> _WORK TO BE COMPLETED_: Every line below is to be copied exactly, with the pictures left out.

> _RECORDED DATA_:
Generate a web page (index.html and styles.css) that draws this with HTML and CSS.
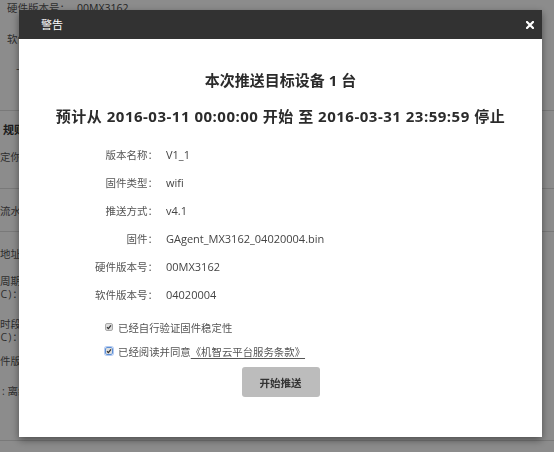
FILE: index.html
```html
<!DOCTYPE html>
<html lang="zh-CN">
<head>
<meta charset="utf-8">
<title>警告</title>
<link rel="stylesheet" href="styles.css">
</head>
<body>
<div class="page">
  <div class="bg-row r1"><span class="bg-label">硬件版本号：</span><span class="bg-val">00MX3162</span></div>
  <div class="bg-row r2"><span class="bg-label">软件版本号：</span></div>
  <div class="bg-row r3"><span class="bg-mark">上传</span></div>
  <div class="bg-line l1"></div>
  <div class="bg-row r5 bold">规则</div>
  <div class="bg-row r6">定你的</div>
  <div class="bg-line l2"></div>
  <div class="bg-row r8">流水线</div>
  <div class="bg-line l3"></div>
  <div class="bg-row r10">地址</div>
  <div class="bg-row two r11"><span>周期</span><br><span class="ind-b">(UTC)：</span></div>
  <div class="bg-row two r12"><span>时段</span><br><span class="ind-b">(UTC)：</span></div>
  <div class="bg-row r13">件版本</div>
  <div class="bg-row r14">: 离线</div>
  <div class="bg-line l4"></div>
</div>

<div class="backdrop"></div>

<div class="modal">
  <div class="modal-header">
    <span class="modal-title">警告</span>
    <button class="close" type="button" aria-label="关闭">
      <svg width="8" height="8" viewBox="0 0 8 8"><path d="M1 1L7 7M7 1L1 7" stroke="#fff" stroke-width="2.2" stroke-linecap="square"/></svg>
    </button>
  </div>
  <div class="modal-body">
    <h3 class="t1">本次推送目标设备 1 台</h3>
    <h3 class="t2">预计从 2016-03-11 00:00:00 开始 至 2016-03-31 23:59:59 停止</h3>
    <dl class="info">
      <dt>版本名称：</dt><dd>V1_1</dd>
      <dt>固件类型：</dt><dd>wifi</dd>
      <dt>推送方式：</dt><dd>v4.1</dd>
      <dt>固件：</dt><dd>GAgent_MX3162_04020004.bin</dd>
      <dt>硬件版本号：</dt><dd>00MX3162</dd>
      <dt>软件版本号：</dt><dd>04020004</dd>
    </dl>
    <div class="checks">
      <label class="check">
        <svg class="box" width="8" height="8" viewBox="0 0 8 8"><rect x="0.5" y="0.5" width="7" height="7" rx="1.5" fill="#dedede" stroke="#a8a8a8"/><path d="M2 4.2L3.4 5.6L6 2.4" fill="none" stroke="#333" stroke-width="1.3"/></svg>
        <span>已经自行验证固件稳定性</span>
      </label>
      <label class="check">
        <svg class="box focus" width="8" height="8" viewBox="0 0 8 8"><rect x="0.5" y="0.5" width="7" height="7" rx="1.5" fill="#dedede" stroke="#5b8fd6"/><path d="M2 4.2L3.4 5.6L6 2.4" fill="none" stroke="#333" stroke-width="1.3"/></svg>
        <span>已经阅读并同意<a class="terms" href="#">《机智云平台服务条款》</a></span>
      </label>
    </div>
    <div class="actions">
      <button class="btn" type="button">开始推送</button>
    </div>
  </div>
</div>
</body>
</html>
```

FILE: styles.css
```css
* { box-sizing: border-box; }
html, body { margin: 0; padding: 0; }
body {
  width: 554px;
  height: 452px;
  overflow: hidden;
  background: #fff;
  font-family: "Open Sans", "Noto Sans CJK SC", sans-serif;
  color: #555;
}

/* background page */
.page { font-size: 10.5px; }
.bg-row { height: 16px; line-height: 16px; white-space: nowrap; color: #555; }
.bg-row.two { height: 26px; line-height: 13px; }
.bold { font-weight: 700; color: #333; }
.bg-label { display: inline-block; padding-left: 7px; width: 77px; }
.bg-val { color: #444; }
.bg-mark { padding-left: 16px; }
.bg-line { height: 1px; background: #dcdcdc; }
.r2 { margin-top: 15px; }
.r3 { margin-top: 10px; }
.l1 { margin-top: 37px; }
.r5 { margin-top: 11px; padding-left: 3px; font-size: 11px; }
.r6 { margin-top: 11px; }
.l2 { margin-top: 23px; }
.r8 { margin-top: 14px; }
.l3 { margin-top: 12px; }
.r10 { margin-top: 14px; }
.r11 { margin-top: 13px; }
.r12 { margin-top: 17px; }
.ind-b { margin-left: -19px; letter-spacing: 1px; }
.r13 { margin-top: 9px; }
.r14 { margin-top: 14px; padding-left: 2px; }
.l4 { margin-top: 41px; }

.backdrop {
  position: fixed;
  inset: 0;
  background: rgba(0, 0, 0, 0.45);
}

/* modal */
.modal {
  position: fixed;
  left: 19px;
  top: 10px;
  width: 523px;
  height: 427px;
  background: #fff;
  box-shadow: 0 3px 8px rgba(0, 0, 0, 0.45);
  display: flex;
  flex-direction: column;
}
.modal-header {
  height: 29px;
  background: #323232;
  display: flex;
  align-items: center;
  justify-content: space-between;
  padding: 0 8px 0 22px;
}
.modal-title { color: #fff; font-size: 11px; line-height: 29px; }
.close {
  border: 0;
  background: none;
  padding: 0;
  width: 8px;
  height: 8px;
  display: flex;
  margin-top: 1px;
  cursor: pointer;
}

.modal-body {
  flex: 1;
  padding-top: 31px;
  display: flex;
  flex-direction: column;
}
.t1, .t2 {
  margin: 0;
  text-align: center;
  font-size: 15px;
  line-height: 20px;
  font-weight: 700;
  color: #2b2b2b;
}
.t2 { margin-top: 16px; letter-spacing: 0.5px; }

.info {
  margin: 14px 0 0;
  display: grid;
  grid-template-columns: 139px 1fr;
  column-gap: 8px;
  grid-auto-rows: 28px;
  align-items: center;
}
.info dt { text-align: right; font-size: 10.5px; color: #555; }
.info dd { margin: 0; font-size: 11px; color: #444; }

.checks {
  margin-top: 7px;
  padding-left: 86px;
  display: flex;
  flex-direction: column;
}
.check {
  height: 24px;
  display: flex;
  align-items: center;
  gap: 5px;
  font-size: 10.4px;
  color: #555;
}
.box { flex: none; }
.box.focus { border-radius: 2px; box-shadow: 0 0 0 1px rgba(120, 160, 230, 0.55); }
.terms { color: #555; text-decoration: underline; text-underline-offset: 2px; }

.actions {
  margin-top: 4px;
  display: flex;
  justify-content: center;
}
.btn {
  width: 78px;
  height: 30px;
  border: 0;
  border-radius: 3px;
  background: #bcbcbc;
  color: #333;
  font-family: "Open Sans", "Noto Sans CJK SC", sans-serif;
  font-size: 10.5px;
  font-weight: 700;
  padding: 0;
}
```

> _WRITTEN SOLUTION_:
Generate a web page (index.html and styles.css) that draws this with HTML and CSS.
FILE: index.html
```html
<!DOCTYPE html>
<html lang="zh-CN">
<head>
<meta charset="utf-8">
<title>警告</title>
<link rel="stylesheet" href="styles.css">
</head>
<body>
<div class="page">
  <div class="bg-row r1"><span class="bg-label">硬件版本号：</span><span class="bg-val">00MX3162</span></div>
  <div class="bg-row r2"><span class="bg-label">软件版本号：</span></div>
  <div class="bg-row r3"><span class="bg-mark">上传</span></div>
  <div class="bg-line l1"></div>
  <div class="bg-row r5 bold">规则</div>
  <div class="bg-row r6">定你的</div>
  <div class="bg-line l2"></div>
  <div class="bg-row r8">流水线</div>
  <div class="bg-line l3"></div>
  <div class="bg-row r10">地址</div>
  <div class="bg-row two r11"><span>周期</span><br><span class="ind-b">(UTC)：</span></div>
  <div class="bg-row two r12"><span>时段</span><br><span class="ind-b">(UTC)：</span></div>
  <div class="bg-row r13">件版本</div>
  <div class="bg-row r14">: 离线</div>
  <div class="bg-line l4"></div>
</div>

<div class="backdrop"></div>

<div class="modal">
  <div class="modal-header">
    <span class="modal-title">警告</span>
    <button class="close" type="button" aria-label="关闭">
      <svg width="8" height="8" viewBox="0 0 8 8"><path d="M1 1L7 7M7 1L1 7" stroke="#fff" stroke-width="2.2" stroke-linecap="square"/></svg>
    </button>
  </div>
  <div class="modal-body">
    <h3 class="t1">本次推送目标设备 1 台</h3>
    <h3 class="t2">预计从 2016-03-11 00:00:00 开始 至 2016-03-31 23:59:59 停止</h3>
    <dl class="info">
      <dt>版本名称：</dt><dd>V1_1</dd>
      <dt>固件类型：</dt><dd>wifi</dd>
      <dt>推送方式：</dt><dd>v4.1</dd>
      <dt>固件：</dt><dd>GAgent_MX3162_04020004.bin</dd>
      <dt>硬件版本号：</dt><dd>00MX3162</dd>
      <dt>软件版本号：</dt><dd>04020004</dd>
    </dl>
    <div class="checks">
      <label class="check">
        <svg class="box" width="8" height="8" viewBox="0 0 8 8"><rect x="0.5" y="0.5" width="7" height="7" rx="1.5" fill="#dedede" stroke="#a8a8a8"/><path d="M2 4.2L3.4 5.6L6 2.4" fill="none" stroke="#333" stroke-width="1.3"/></svg>
        <span>已经自行验证固件稳定性</span>
      </label>
      <label class="check">
        <svg class="box focus" width="8" height="8" viewBox="0 0 8 8"><rect x="0.5" y="0.5" width="7" height="7" rx="1.5" fill="#dedede" stroke="#5b8fd6"/><path d="M2 4.2L3.4 5.6L6 2.4" fill="none" stroke="#333" stroke-width="1.3"/></svg>
        <span>已经阅读并同意<a class="terms" href="#">《机智云平台服务条款》</a></span>
      </label>
    </div>
    <div class="actions">
      <button class="btn" type="button">开始推送</button>
    </div>
  </div>
</div>
</body>
</html>
```

FILE: styles.css
```css
* { box-sizing: border-box; }
html, body { margin: 0; padding: 0; }
body {
  width: 554px;
  height: 452px;
  overflow: hidden;
  background: #fff;
  font-family: "Open Sans", "Noto Sans CJK SC", sans-serif;
  color: #555;
}

/* background page */
.page { font-size: 10.5px; }
.bg-row { height: 16px; line-height: 16px; white-space: nowrap; color: #555; }
.bg-row.two { height: 26px; line-height: 13px; }
.bold { font-weight: 700; color: #333; }
.bg-label { display: inline-block; padding-left: 7px; width: 77px; }
.bg-val { color: #444; }
.bg-mark { padding-left: 16px; }
.bg-line { height: 1px; background: #dcdcdc; }
.r2 { margin-top: 15px; }
.r3 { margin-top: 10px; }
.l1 { margin-top: 37px; }
.r5 { margin-top: 11px; padding-left: 3px; font-size: 11px; }
.r6 { margin-top: 11px; }
.l2 { margin-top: 23px; }
.r8 { margin-top: 14px; }
.l3 { margin-top: 12px; }
.r10 { margin-top: 14px; }
.r11 { margin-top: 13px; }
.r12 { margin-top: 17px; }
.ind-b { margin-left: -19px; letter-spacing: 1px; }
.r13 { margin-top: 9px; }
.r14 { margin-top: 14px; padding-left: 2px; }
.l4 { margin-top: 41px; }

.backdrop {
  position: fixed;
  inset: 0;
  background: rgba(0, 0, 0, 0.45);
}

/* modal */
.modal {
  position: fixed;
  left: 19px;
  top: 10px;
  width: 523px;
  height: 427px;
  background: #fff;
  box-shadow: 0 3px 8px rgba(0, 0, 0, 0.45);
  display: flex;
  flex-direction: column;
}
.modal-header {
  height: 29px;
  background: #323232;
  display: flex;
  align-items: center;
  justify-content: space-between;
  padding: 0 8px 0 22px;
}
.modal-title { color: #fff; font-size: 11px; line-height: 29px; }
.close {
  border: 0;
  background: none;
  padding: 0;
  width: 8px;
  height: 8px;
  display: flex;
  margin-top: 1px;
  cursor: pointer;
}

.modal-body {
  flex: 1;
  padding-top: 31px;
  display: flex;
  flex-direction: column;
}
.t1, .t2 {
  margin: 0;
  text-align: center;
  font-size: 15px;
  line-height: 20px;
  font-weight: 700;
  color: #2b2b2b;
}
.t2 { margin-top: 16px; letter-spacing: 0.5px; }

.info {
  margin: 14px 0 0;
  display: grid;
  grid-template-columns: 139px 1fr;
  column-gap: 8px;
  grid-auto-rows: 28px;
  align-items: center;
}
.info dt { text-align: right; font-size: 10.5px; color: #555; }
.info dd { margin: 0; font-size: 11px; color: #444; }

.checks {
  margin-top: 7px;
  padding-left: 86px;
  display: flex;
  flex-direction: column;
}
.check {
  height: 24px;
  display: flex;
  align-items: center;
  gap: 5px;
  font-size: 10.4px;
  color: #555;
}
.box { flex: none; }
.box.focus { border-radius: 2px; box-shadow: 0 0 0 1px rgba(120, 160, 230, 0.55); }
.terms { color: #555; text-decoration: underline; text-underline-offset: 2px; }

.actions {
  margin-top: 4px;
  display: flex;
  justify-content: center;
}
.btn {
  width: 78px;
  height: 30px;
  border: 0;
  border-radius: 3px;
  background: #bcbcbc;
  color: #333;
  font-family: "Open Sans", "Noto Sans CJK SC", sans-serif;
  font-size: 10.5px;
  font-weight: 700;
  padding: 0;
}
```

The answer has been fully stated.